▸ **INFORMATION PROVIDED**
-=-=-=-=-

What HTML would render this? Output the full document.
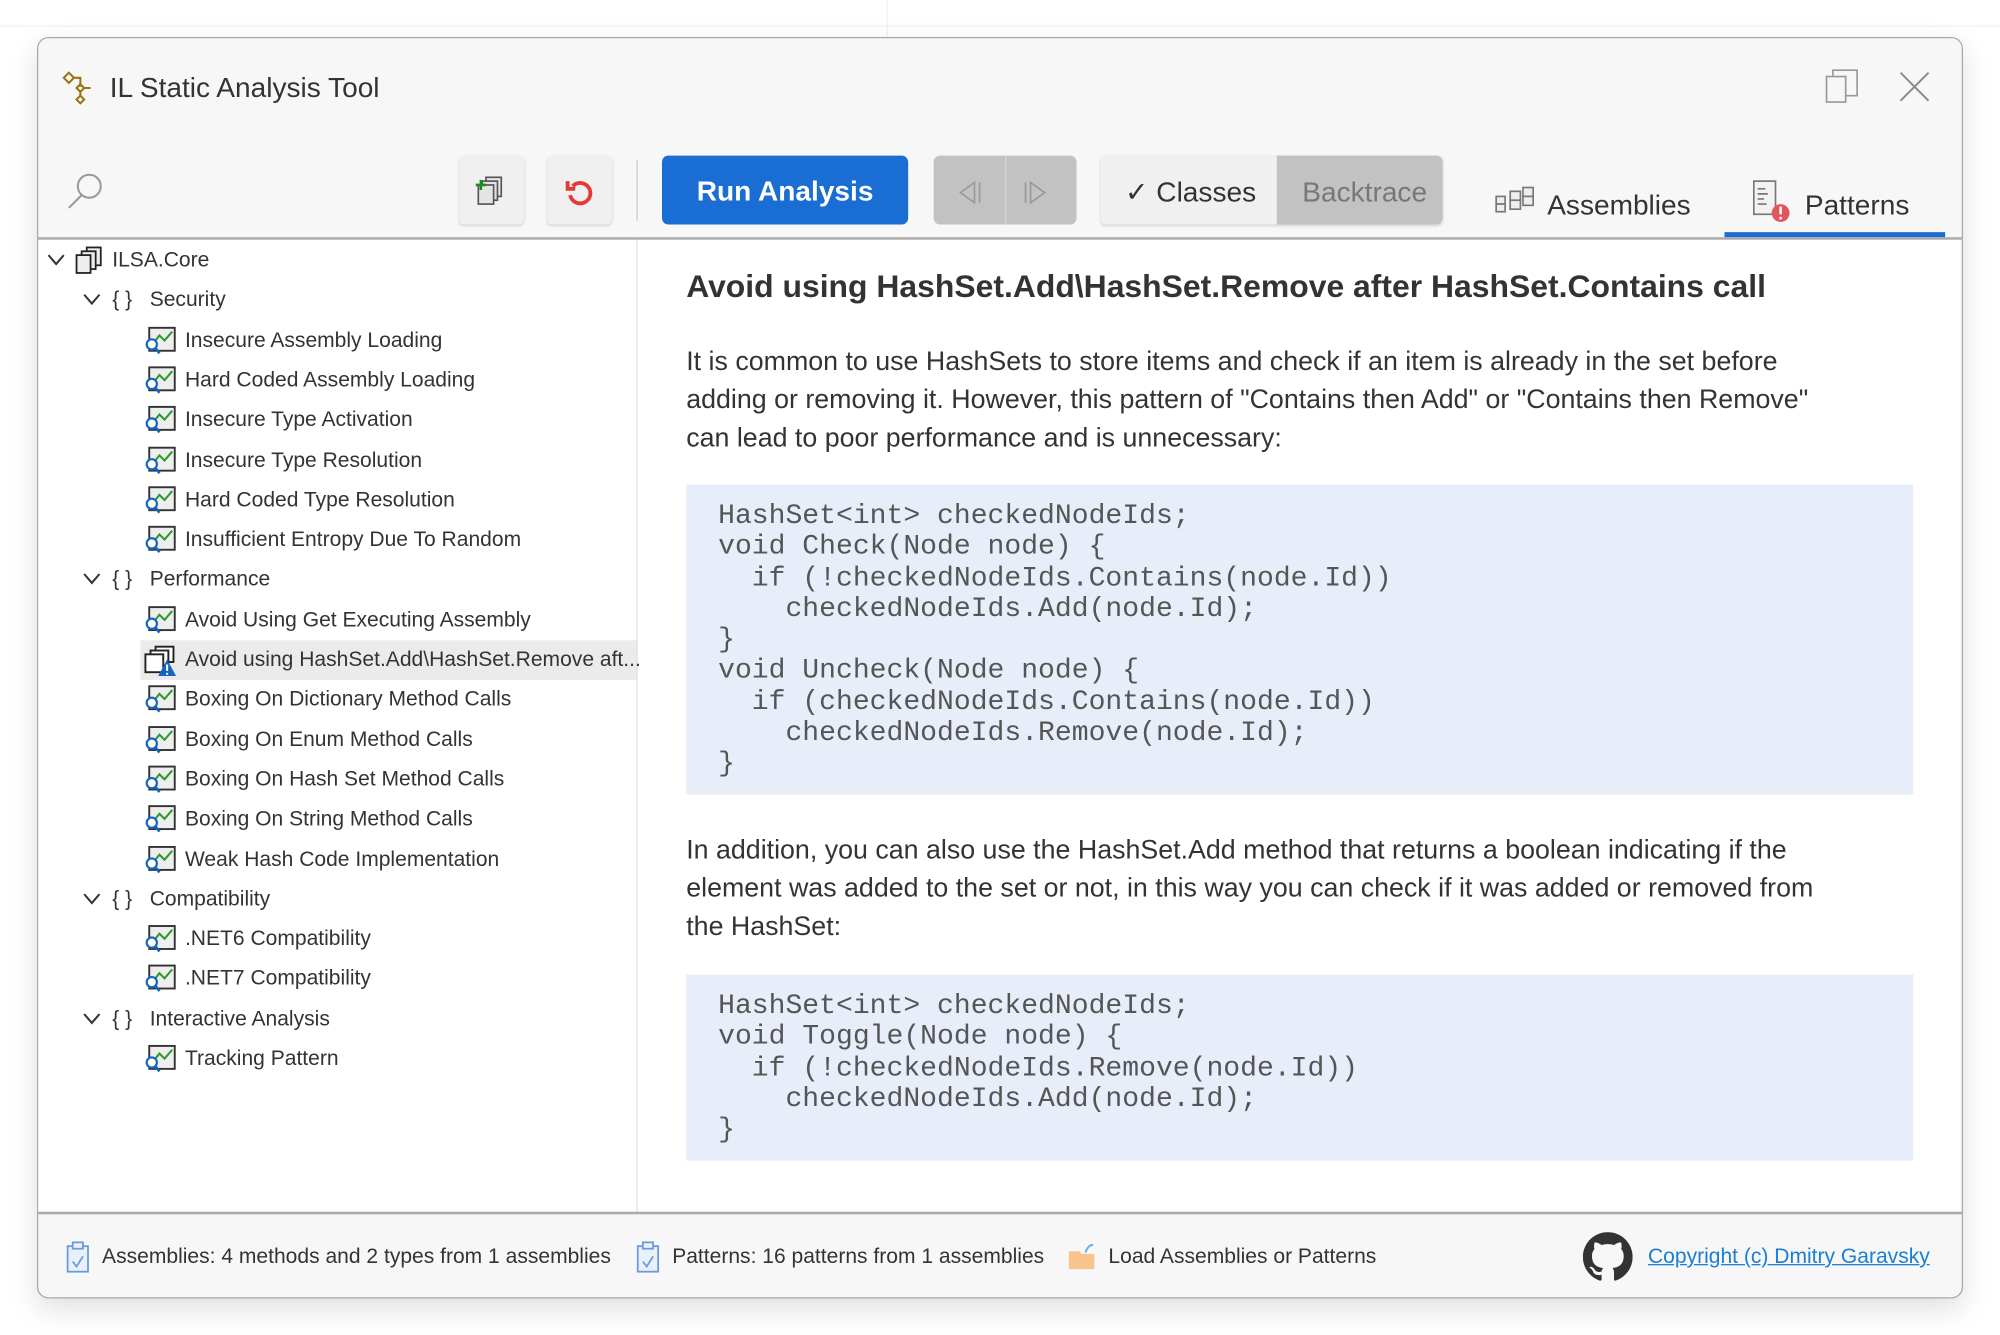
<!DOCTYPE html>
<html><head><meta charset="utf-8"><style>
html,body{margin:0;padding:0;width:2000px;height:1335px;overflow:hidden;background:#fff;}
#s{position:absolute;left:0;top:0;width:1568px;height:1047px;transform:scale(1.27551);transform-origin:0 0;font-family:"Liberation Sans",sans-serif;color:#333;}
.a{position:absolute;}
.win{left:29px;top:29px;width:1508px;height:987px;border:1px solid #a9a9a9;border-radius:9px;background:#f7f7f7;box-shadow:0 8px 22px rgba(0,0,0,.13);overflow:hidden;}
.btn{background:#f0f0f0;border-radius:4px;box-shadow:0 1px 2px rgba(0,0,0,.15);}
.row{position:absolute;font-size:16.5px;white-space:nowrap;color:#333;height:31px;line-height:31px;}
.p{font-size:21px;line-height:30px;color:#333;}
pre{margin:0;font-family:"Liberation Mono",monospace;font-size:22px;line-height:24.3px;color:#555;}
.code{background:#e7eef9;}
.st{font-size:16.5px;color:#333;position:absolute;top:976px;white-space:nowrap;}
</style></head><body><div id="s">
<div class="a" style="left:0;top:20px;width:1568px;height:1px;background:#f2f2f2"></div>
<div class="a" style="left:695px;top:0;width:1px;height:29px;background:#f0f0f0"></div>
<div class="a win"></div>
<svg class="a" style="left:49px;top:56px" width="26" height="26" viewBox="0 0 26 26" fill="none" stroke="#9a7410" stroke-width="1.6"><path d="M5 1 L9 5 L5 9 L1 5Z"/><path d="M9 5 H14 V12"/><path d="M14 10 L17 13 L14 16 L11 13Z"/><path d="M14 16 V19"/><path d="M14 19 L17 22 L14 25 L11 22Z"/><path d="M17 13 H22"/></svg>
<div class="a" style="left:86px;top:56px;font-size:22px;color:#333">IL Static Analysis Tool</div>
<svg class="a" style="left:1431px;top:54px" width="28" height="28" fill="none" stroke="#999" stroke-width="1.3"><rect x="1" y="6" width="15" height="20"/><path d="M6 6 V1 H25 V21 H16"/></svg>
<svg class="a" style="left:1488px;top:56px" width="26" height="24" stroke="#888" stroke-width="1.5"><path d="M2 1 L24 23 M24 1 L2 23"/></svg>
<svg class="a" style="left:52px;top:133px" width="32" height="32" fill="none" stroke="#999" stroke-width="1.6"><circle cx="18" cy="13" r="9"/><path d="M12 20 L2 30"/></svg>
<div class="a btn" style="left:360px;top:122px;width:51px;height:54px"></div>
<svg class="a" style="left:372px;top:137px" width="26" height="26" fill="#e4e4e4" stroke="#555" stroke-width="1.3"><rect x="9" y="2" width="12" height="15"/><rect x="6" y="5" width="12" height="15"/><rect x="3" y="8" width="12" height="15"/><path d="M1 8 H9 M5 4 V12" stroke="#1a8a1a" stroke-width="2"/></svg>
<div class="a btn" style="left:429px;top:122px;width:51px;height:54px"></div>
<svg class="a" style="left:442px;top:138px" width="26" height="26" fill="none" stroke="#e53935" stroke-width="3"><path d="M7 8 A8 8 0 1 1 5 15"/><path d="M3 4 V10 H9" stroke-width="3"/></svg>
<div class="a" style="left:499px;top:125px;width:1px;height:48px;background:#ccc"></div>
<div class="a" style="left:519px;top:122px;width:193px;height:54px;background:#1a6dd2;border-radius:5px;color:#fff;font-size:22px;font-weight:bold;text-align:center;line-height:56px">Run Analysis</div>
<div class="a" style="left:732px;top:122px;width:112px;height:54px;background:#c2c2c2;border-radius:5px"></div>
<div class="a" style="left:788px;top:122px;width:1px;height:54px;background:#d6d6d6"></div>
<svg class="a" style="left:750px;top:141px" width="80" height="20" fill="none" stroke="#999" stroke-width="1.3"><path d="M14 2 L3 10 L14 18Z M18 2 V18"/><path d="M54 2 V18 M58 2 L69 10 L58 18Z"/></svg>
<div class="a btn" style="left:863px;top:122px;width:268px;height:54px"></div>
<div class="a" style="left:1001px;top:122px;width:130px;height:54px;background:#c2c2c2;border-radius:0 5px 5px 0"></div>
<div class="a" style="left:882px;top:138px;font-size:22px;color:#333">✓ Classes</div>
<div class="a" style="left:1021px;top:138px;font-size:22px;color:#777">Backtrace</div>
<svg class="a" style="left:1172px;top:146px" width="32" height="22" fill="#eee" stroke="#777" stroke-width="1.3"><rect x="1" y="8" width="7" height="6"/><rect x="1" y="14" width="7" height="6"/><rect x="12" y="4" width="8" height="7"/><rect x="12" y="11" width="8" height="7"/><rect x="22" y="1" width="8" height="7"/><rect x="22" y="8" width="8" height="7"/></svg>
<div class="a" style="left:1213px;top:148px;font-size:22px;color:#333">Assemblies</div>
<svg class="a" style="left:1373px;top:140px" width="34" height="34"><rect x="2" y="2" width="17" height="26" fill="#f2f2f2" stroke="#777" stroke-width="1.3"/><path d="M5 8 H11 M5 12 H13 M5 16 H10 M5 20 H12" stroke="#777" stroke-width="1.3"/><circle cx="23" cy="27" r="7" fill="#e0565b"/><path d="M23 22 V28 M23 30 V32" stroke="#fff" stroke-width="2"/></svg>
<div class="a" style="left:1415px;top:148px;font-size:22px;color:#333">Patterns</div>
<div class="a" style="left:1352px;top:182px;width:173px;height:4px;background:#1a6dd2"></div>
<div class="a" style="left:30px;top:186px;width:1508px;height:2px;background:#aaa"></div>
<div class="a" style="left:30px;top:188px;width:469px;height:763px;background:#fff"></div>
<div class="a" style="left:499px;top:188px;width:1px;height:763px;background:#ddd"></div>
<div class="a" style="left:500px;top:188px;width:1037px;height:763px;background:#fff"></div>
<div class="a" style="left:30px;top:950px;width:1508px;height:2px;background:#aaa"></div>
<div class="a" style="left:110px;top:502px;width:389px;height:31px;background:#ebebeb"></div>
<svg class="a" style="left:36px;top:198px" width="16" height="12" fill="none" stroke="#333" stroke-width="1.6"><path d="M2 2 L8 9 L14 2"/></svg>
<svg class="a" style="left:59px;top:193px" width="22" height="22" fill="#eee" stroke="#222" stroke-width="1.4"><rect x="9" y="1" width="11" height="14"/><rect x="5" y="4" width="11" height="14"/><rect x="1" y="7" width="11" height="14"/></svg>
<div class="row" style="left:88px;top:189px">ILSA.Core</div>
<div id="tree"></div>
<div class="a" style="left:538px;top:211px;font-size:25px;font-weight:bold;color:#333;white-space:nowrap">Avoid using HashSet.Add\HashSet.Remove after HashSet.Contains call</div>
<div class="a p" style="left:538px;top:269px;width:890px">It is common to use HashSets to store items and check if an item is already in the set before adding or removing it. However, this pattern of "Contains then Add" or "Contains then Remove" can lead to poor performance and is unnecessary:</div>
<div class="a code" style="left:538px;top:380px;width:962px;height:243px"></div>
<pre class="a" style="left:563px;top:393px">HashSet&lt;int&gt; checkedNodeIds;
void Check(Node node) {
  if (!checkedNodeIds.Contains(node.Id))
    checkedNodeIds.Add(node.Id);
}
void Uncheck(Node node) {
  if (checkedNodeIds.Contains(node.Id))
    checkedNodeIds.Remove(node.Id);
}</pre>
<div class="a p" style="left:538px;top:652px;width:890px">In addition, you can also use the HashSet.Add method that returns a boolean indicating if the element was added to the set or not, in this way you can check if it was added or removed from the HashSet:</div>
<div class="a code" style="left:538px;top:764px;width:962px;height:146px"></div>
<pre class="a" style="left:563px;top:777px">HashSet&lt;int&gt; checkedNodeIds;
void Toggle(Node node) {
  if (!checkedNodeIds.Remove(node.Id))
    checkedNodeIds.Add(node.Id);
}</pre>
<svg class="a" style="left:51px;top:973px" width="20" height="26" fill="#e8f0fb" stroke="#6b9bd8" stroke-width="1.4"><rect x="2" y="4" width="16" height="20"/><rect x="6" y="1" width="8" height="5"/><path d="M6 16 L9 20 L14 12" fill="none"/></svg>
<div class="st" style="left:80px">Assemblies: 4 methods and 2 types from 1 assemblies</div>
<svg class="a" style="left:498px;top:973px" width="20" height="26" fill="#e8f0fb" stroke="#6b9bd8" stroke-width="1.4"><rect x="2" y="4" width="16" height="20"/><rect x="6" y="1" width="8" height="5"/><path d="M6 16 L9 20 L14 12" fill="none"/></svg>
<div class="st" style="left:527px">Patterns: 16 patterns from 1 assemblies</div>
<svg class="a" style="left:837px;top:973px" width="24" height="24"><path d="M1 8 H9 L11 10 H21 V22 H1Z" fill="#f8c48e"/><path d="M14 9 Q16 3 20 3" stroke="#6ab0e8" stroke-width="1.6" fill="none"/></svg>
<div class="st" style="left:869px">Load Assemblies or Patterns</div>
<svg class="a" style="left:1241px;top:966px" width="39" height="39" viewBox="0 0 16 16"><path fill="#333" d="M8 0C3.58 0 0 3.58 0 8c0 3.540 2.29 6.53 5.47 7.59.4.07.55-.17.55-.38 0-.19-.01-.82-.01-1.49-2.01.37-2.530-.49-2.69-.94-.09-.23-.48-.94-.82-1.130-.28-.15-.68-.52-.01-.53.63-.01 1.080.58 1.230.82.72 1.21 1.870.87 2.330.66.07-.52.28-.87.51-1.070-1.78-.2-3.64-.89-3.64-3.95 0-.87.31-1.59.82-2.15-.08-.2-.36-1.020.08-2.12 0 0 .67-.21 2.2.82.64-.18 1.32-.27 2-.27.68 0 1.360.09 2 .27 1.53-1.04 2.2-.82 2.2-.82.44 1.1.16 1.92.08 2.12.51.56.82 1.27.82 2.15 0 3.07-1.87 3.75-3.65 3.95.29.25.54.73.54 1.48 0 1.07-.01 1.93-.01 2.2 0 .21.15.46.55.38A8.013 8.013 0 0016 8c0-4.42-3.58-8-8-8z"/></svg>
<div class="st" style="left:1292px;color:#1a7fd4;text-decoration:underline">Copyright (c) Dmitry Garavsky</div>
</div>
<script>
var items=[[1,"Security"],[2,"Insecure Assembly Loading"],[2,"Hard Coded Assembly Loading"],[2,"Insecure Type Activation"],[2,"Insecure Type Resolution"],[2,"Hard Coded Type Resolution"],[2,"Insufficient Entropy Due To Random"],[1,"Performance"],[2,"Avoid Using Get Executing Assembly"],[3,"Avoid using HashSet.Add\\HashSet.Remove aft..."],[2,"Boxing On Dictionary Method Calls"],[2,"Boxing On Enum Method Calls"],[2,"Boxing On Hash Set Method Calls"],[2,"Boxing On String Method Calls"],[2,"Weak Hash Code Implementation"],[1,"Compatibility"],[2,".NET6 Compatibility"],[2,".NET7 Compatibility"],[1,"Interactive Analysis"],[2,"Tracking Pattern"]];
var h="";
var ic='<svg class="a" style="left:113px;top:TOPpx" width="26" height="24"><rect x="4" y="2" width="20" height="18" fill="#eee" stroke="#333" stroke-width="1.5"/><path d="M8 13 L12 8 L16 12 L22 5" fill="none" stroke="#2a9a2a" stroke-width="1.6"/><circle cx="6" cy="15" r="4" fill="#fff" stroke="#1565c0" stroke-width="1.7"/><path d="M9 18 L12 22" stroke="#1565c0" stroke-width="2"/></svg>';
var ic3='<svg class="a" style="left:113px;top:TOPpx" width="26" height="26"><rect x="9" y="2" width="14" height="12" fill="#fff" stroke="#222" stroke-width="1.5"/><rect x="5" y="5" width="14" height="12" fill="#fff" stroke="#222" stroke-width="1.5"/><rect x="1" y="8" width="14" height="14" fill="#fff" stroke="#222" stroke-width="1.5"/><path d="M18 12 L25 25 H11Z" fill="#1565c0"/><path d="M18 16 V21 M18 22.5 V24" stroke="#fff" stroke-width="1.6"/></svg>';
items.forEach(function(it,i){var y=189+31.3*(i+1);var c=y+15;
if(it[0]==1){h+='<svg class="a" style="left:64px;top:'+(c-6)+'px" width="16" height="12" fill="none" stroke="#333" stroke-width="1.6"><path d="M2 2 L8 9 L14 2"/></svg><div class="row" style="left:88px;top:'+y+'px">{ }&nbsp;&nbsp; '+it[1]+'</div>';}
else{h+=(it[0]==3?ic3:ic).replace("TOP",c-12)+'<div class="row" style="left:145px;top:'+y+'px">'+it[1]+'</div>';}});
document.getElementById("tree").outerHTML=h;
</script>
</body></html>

-=-=-=-=-

▸ **REQUIREMENT**
Search the listing for the word "document" and return each line that holds it.

▸ **CORRECT RESULT**
What HTML would render this? Output the full document.
document.getElementById("tree").outerHTML=h;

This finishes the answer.